A long time ago I was at a rather nice restaurant for lunch with my girlfriend and she discovered a roach in her salad -- the ruckus she raised was embarassing (to me). Our meal was comped and they even gave us a coupon for another free meal but we never used it (expired in six months, as I recall). Later I heard of people who "discover" a small piece of broken glass in their food (like the Wendy's finger woman) to get free meals so a little skepticism with stories is valid.

This is the type of situation where my father would say, in jest, "Keep quiet or everybody'll want one!"
posted by Rash at 9:35 AM on February 16, 2006


It can just happen. I wait tables for a large chain restaurant in the Southeast, and the managers are nuts about safety/sanitation. Once I have seen one table have an ant infestation underneath (the gentleman who cleans the floors overnight is excellent, and we have a regular pest control service, so it had to have happened during the shift somehow), and twice I have seen individual roaches in the place. Once on a guest table--they squashed it, ate anyway, and didn't want to make any big deal of it, but got their dinner free anyway--our pest control service is required to pay for any meals we have to comp for this and come out immediately to deal with the problem.

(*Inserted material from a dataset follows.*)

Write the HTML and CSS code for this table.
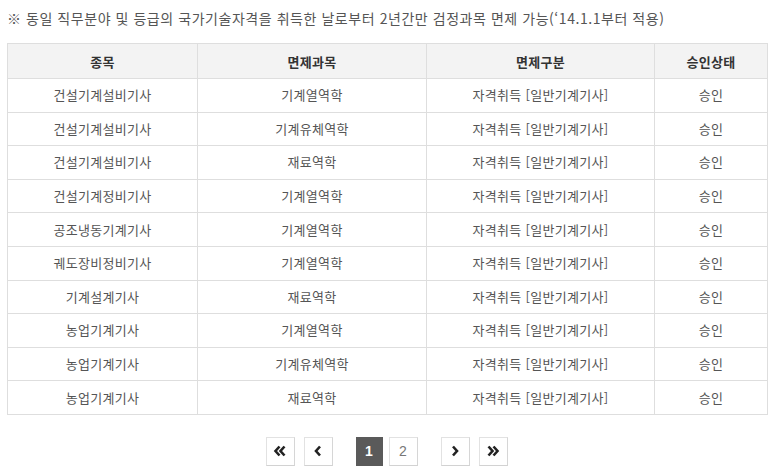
FILE: index.html
```html
<!DOCTYPE html>
<html lang="ko">
<head>
<meta charset="utf-8">
<link rel="stylesheet" href="styles.css">
</head>
<body>
<div class="wrap">
  <p class="note">※ 동일 직무분야 및 등급의 국가기술자격을 취득한 날로부터 2년간만 검정과목 면제 가능(‘14.1.1부터 적용)</p>
  <table class="grid">
    <colgroup>
      <col class="c1"><col class="c2"><col class="c3"><col class="c4">
    </colgroup>
    <thead>
      <tr><th>종목</th><th>면제과목</th><th>면제구분</th><th>승인상태</th></tr>
    </thead>
    <tbody>
      <tr><td>건설기계설비기사</td><td>기계열역학</td><td>자격취득 [일반기계기사]</td><td>승인</td></tr>
      <tr><td>건설기계설비기사</td><td>기계유체역학</td><td>자격취득 [일반기계기사]</td><td>승인</td></tr>
      <tr><td>건설기계설비기사</td><td>재료역학</td><td>자격취득 [일반기계기사]</td><td>승인</td></tr>
      <tr><td>건설기계정비기사</td><td>기계열역학</td><td>자격취득 [일반기계기사]</td><td>승인</td></tr>
      <tr><td>공조냉동기계기사</td><td>기계열역학</td><td>자격취득 [일반기계기사]</td><td>승인</td></tr>
      <tr><td>궤도장비정비기사</td><td>기계열역학</td><td>자격취득 [일반기계기사]</td><td>승인</td></tr>
      <tr><td>기계설계기사</td><td>재료역학</td><td>자격취득 [일반기계기사]</td><td>승인</td></tr>
      <tr><td>농업기계기사</td><td>기계열역학</td><td>자격취득 [일반기계기사]</td><td>승인</td></tr>
      <tr><td>농업기계기사</td><td>기계유체역학</td><td>자격취득 [일반기계기사]</td><td>승인</td></tr>
      <tr><td>농업기계기사</td><td>재료역학</td><td>자격취득 [일반기계기사]</td><td>승인</td></tr>
    </tbody>
  </table>
  <nav class="pager">
    <div class="group">
      <a class="pbtn" href="#" aria-label="처음"><svg width="14" height="12" viewBox="0 0 14 12"><path d="M6.5 1.5 L2.5 6 L6.5 10.5 M11.5 1.5 L7.5 6 L11.5 10.5" fill="none" stroke="#222" stroke-width="2.6"/></svg></a>
      <a class="pbtn" href="#" aria-label="이전"><svg width="10" height="12" viewBox="0 0 10 12"><path d="M7 1.5 L3 6 L7 10.5" fill="none" stroke="#222" stroke-width="2.6"/></svg></a>
    </div>
    <div class="group pages">
      <a class="pnum active" href="#">1</a>
      <a class="pnum" href="#">2</a>
    </div>
    <div class="group">
      <a class="pbtn" href="#" aria-label="다음"><svg width="10" height="12" viewBox="0 0 10 12"><path d="M3 1.5 L7 6 L3 10.5" fill="none" stroke="#222" stroke-width="2.6"/></svg></a>
      <a class="pbtn" href="#" aria-label="마지막"><svg width="14" height="12" viewBox="0 0 14 12"><path d="M2.5 1.5 L6.5 6 L2.5 10.5 M7.5 1.5 L11.5 6 L7.5 10.5" fill="none" stroke="#222" stroke-width="2.6"/></svg></a>
    </div>
  </nav>
</div>
</body>
</html>
```
FILE: styles.css
```css
html, body {
  margin: 0;
  padding: 0;
  background: #fff;
}
body {
  font-family: "Noto Sans CJK KR", "Noto Sans", sans-serif;
  color: #555;
  font-size: 13px;
}
.wrap {
  padding: 8px 6px 0 7px;
}
.note {
  margin: 0;
  font-size: 14px;
  line-height: 20px;
  color: #555;
  letter-spacing: 0.55px;
  white-space: nowrap;
}
.grid {
  margin-top: 15px;
  width: 760px;
  border-collapse: collapse;
  table-layout: fixed;
}
.c1 { width: 190px; }
.c2 { width: 229px; }
.c3 { width: 228px; }
.c4 { width: 113px; }
.grid th, .grid td {
  border: 1px solid #dedede;
  text-align: center;
  padding: 0;
  font-size: 13px;
  letter-spacing: 0.3px;
}
.grid th {
  background: #f3f3f3;
  color: #333;
  font-weight: 700;
  height: 34px;
}
.grid td {
  height: 31.6px;
  padding-bottom: 1px;
  color: #555;
}
.pager {
  display: flex;
  justify-content: center;
  align-items: center;
  gap: 23px;
  margin-top: 22px;
}
.group {
  display: flex;
  gap: 9px;
}
.pages {
  gap: 6px;
}
.pbtn, .pnum {
  box-sizing: border-box;
  width: 29px;
  height: 29px;
  display: flex;
  align-items: center;
  justify-content: center;
  border: 1px solid #e2e2e2;
  border-bottom-color: #d2d2d2;
  border-right-color: #d6d6d6;
  text-decoration: none;
  background: #fff;
}
.pnum {
  color: #777;
  font-family: "Liberation Sans", Arial, sans-serif;
  font-size: 14px;
}
.pnum.active {
  width: 27px;
  background: #5a5a5a;
  border-color: #5a5a5a;
  color: #fff;
  font-weight: bold;
}
```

That said, absolutely let them know, as they need to know there's a problem to make sure they either get a restaurant-specific pest-control service, or get after theirs to do its job. If they don't seem concerned, then get the health department involved, or at least check their sanitation rating with the health department (major insect problems are difficult to disguise just for purposes of an inspection).
posted by Cricket at 9:43 AM on February 16, 2006


Booknerd: the same XXXXX that I identified via email? I wish your friend luck.
posted by moira at 6:59 PM PST on February 15 [!]


The very same... actually, after a quick poll of all my friends who've eaten there, they all said they would keep eating there even if they found something in their food themselves. They made a bit deal of me being snotty because I said I wouldn't go back. Weeeiiiiird.